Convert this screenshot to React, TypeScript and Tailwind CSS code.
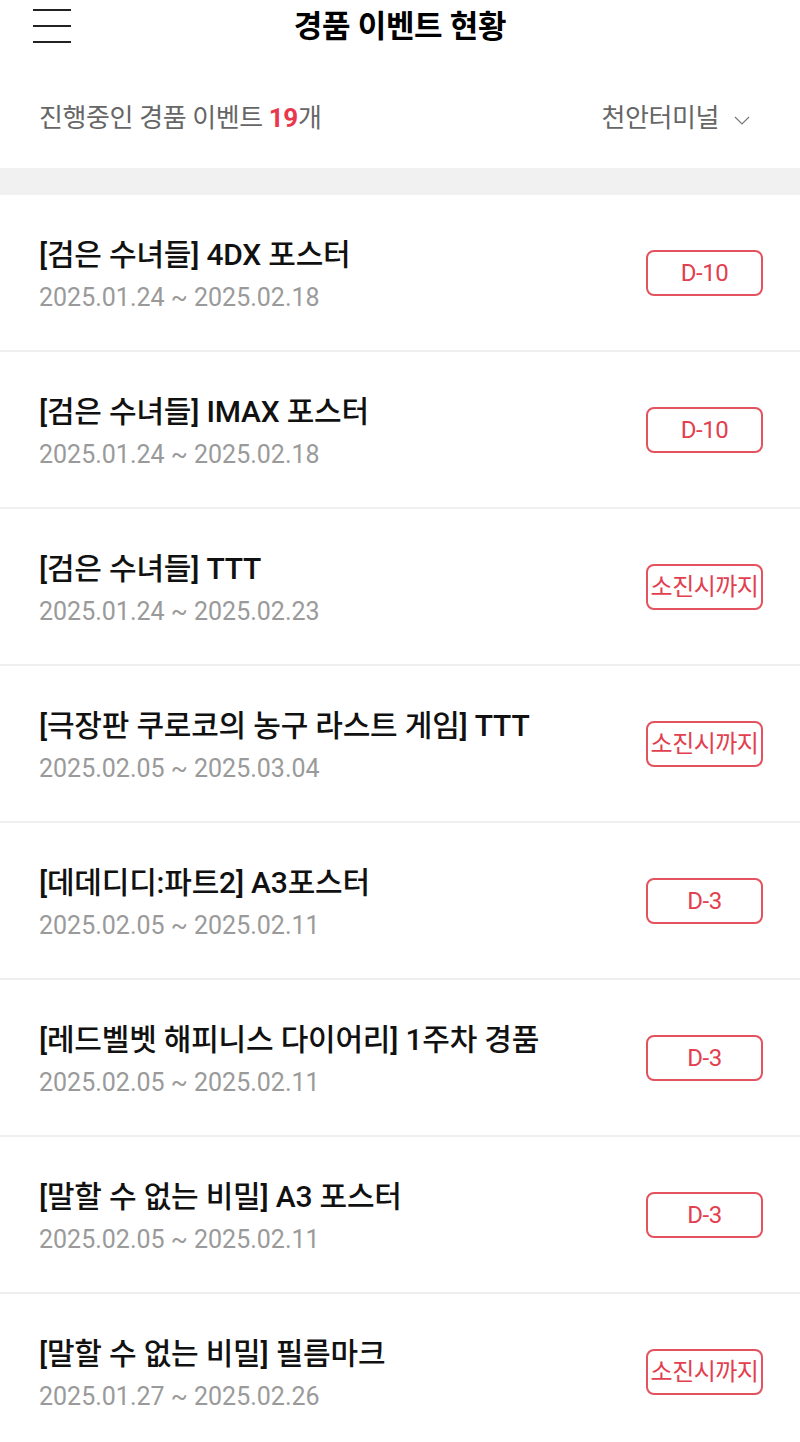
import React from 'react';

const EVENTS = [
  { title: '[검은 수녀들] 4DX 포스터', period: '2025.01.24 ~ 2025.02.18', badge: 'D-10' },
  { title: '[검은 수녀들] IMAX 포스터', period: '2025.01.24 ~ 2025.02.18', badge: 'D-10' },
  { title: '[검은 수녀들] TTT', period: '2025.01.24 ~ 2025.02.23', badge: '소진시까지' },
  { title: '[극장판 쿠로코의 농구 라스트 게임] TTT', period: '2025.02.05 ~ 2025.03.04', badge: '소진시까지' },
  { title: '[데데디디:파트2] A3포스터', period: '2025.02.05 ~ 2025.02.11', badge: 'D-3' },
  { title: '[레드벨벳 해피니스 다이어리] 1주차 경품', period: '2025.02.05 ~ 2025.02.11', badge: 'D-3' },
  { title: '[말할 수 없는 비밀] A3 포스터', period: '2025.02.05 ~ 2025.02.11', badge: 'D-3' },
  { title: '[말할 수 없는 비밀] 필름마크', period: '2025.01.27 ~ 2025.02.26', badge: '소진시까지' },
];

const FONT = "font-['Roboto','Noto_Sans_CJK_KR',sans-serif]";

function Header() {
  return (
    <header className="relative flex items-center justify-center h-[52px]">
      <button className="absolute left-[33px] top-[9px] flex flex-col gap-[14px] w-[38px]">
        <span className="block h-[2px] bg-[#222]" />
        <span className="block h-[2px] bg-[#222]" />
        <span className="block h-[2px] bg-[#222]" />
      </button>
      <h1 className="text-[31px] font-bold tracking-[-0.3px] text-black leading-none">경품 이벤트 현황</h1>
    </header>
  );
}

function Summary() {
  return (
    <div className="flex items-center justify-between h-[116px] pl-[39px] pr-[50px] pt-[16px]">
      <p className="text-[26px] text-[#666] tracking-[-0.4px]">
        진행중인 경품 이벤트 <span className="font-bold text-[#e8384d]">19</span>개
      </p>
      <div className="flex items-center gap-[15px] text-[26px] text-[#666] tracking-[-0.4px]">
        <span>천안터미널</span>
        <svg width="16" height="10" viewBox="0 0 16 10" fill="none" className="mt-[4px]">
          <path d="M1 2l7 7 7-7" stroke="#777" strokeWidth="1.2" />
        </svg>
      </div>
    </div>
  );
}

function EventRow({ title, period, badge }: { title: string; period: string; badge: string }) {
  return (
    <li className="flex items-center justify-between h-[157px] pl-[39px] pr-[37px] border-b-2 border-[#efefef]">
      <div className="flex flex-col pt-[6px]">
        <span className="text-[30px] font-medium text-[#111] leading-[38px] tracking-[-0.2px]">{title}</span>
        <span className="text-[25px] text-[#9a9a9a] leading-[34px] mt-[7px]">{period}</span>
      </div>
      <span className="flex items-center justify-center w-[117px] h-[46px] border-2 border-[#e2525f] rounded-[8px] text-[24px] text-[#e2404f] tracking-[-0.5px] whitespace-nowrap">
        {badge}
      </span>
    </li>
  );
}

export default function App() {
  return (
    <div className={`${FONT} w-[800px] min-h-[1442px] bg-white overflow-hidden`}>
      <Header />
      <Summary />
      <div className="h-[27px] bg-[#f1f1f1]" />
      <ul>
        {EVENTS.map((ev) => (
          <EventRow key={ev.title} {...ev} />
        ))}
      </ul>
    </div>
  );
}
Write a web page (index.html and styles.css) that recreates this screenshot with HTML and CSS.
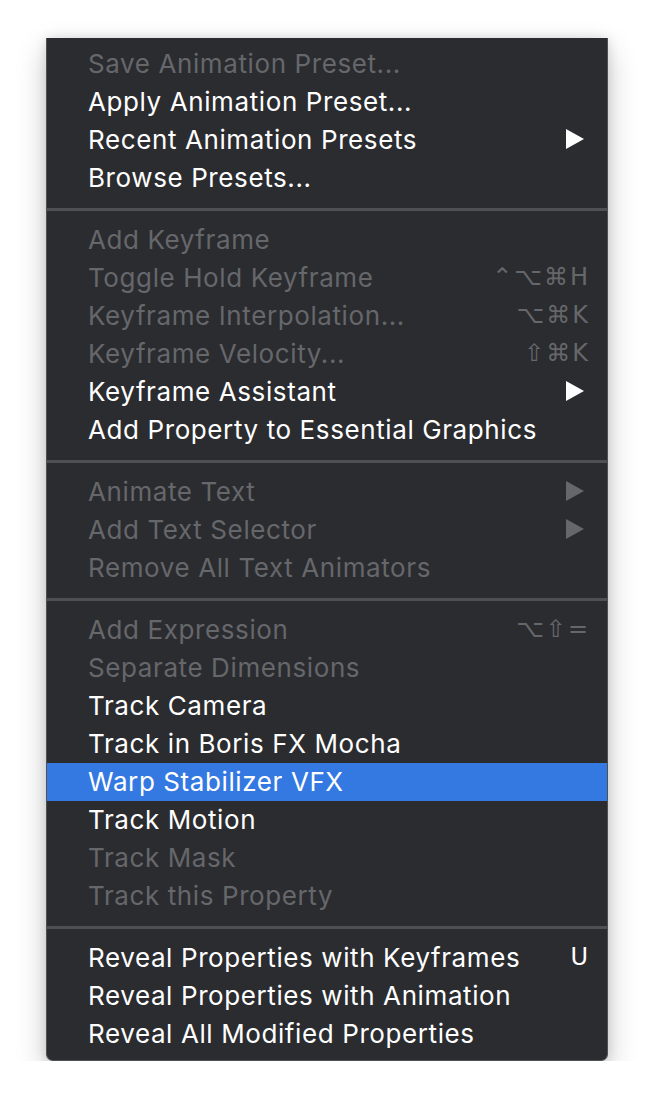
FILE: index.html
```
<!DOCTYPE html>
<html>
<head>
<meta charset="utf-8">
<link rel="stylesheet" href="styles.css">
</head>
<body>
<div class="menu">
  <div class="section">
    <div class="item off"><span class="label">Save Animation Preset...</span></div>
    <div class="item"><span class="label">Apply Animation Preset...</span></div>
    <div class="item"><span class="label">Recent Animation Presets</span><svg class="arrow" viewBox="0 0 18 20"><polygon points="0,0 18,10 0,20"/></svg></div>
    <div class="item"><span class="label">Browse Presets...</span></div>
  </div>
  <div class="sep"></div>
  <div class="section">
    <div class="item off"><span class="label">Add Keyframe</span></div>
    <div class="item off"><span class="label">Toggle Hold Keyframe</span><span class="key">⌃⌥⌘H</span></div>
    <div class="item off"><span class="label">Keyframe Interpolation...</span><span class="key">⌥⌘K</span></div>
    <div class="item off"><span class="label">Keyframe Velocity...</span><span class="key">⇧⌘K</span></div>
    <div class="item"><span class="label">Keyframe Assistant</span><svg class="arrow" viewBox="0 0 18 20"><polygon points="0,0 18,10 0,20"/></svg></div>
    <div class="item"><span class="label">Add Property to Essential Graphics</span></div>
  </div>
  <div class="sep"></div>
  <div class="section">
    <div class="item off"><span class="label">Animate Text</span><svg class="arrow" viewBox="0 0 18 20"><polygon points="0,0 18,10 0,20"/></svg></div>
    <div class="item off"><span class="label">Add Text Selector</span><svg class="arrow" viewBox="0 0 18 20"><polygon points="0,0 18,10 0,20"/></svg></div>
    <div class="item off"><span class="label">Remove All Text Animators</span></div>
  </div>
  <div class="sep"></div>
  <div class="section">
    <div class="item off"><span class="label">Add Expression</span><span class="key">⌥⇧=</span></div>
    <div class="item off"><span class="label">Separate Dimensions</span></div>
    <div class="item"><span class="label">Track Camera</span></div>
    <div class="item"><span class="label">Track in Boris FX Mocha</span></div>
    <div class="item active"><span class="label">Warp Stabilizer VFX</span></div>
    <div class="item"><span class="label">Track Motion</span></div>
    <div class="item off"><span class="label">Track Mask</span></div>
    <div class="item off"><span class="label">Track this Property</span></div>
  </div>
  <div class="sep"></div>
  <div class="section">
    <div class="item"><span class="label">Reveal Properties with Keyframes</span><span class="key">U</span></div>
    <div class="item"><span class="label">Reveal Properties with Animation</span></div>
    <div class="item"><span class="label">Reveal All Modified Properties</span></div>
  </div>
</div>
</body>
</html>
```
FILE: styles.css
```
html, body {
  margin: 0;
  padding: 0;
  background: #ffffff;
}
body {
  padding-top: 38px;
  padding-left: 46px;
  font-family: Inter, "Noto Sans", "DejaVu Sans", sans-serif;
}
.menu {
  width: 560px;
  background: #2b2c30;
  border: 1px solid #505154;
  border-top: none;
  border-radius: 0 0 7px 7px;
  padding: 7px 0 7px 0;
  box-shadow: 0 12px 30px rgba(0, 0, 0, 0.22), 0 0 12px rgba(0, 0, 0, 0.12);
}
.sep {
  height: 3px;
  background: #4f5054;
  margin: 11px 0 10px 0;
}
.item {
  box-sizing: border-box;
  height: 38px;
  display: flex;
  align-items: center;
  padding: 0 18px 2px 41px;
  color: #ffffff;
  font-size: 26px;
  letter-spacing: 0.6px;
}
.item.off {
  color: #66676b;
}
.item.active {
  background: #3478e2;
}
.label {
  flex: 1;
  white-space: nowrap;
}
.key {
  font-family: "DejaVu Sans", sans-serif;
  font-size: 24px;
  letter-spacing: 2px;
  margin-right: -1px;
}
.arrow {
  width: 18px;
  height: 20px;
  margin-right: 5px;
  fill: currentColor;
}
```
───
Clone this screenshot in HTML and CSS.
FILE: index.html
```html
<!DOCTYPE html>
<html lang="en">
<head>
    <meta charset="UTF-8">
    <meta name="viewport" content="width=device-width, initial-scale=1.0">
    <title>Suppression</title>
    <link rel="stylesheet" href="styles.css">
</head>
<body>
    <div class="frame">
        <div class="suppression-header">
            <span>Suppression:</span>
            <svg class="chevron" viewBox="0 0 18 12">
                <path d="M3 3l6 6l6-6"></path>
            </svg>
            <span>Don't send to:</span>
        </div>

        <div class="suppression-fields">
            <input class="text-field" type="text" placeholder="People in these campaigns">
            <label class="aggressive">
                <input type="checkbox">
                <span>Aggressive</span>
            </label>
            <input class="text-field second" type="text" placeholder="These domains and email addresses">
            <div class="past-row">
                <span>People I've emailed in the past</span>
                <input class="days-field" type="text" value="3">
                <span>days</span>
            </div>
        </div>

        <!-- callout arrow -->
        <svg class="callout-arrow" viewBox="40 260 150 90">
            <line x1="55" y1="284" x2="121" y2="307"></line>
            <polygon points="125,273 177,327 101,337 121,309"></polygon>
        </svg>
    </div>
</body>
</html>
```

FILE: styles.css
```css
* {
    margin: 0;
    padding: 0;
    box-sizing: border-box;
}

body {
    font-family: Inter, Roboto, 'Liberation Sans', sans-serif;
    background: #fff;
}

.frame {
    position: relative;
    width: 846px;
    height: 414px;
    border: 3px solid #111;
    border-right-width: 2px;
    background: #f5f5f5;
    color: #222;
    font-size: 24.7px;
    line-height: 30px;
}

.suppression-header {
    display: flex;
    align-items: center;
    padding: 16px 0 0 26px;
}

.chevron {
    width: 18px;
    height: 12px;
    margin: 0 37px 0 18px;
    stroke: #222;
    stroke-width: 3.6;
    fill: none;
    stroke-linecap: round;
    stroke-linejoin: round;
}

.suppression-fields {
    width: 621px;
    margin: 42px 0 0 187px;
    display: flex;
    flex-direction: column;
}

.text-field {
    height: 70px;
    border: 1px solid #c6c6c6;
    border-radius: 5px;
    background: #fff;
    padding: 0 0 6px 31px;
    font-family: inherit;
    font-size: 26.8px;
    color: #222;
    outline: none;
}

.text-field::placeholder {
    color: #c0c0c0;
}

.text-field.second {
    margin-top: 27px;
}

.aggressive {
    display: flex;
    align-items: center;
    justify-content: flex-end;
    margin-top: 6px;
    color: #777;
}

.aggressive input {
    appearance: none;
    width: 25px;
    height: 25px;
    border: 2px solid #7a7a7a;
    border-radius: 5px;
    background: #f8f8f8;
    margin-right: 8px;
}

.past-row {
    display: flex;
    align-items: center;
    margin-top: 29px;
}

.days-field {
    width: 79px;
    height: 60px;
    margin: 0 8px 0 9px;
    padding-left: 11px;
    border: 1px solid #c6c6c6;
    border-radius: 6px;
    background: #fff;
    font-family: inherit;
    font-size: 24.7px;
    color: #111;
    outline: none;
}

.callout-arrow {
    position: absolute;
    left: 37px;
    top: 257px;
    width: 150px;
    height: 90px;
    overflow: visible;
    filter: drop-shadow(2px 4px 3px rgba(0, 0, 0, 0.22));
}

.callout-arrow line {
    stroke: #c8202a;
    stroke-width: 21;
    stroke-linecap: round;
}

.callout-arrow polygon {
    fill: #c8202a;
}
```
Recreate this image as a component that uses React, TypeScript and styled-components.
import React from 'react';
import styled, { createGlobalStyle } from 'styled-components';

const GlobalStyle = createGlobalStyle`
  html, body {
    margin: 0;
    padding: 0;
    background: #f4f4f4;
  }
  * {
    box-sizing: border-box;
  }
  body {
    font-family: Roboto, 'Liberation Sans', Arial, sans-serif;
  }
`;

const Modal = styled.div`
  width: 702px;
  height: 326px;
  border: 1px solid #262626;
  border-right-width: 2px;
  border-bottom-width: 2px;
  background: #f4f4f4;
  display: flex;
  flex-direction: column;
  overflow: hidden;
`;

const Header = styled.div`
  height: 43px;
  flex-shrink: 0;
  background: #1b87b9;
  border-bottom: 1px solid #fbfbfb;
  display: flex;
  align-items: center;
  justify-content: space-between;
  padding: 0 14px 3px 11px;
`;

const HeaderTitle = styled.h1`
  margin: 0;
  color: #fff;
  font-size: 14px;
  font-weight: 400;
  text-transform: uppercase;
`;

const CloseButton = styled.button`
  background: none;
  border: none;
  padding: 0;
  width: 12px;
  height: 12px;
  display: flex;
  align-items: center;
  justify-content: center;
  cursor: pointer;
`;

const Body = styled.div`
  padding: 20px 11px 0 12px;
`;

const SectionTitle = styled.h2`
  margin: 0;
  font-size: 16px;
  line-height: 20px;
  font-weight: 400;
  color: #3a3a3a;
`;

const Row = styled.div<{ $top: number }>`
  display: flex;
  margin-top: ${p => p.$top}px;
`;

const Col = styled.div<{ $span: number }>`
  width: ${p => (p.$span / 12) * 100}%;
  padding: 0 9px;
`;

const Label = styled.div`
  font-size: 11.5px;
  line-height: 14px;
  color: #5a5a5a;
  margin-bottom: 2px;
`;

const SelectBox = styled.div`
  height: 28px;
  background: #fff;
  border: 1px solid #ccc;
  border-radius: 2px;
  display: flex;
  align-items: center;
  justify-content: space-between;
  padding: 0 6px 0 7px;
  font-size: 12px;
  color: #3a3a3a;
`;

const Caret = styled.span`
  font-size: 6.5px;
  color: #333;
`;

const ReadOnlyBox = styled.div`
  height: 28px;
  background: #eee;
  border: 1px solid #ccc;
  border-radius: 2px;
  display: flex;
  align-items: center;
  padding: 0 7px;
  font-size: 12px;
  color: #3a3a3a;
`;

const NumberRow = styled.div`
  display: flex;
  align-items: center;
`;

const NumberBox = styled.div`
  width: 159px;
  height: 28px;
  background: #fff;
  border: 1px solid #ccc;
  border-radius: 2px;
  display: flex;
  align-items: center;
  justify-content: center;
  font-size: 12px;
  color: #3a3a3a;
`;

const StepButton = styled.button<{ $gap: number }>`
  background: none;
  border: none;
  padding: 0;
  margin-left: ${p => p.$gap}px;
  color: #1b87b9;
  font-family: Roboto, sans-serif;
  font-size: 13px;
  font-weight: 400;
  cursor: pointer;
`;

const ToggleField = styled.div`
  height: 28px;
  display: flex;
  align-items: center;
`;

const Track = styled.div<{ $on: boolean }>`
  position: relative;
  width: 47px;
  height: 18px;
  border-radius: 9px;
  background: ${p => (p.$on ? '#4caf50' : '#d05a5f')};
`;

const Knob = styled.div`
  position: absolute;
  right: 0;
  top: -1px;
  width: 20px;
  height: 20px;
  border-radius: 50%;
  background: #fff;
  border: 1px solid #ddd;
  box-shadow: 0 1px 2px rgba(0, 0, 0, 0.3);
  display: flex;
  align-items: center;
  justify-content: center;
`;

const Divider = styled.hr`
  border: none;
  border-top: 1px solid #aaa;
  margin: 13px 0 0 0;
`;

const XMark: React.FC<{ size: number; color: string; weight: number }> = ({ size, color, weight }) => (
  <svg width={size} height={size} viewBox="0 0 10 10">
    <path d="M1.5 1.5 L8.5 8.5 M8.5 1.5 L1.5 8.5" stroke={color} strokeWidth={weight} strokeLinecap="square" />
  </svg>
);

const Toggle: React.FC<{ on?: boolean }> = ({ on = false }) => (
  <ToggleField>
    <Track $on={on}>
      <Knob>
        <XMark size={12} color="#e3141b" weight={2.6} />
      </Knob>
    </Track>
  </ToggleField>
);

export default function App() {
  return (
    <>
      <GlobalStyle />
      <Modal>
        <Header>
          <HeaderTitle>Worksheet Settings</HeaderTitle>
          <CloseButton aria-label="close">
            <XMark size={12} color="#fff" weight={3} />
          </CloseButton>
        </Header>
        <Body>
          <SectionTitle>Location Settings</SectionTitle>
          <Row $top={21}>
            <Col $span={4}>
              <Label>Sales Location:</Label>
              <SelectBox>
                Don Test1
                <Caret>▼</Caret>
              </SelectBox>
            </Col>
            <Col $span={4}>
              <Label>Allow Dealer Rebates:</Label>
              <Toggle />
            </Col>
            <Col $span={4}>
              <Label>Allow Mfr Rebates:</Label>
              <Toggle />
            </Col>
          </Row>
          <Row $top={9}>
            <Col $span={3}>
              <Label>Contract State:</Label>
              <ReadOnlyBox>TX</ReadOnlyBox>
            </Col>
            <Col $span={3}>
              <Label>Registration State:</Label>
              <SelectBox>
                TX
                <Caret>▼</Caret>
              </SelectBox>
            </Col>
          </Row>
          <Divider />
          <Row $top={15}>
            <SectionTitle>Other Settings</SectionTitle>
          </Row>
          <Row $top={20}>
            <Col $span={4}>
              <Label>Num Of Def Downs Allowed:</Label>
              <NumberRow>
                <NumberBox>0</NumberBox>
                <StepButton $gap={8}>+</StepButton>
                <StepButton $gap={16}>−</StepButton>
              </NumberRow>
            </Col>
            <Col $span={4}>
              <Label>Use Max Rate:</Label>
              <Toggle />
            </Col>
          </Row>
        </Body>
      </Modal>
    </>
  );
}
───
Find the lines above holding the word "TypeScript" and show them.

OUTPUT OF THE EXERCISE —
Convert this screenshot to React, TypeScript and Tailwind CSS code.
Recreate this image as a component that uses React, TypeScript and styled-components.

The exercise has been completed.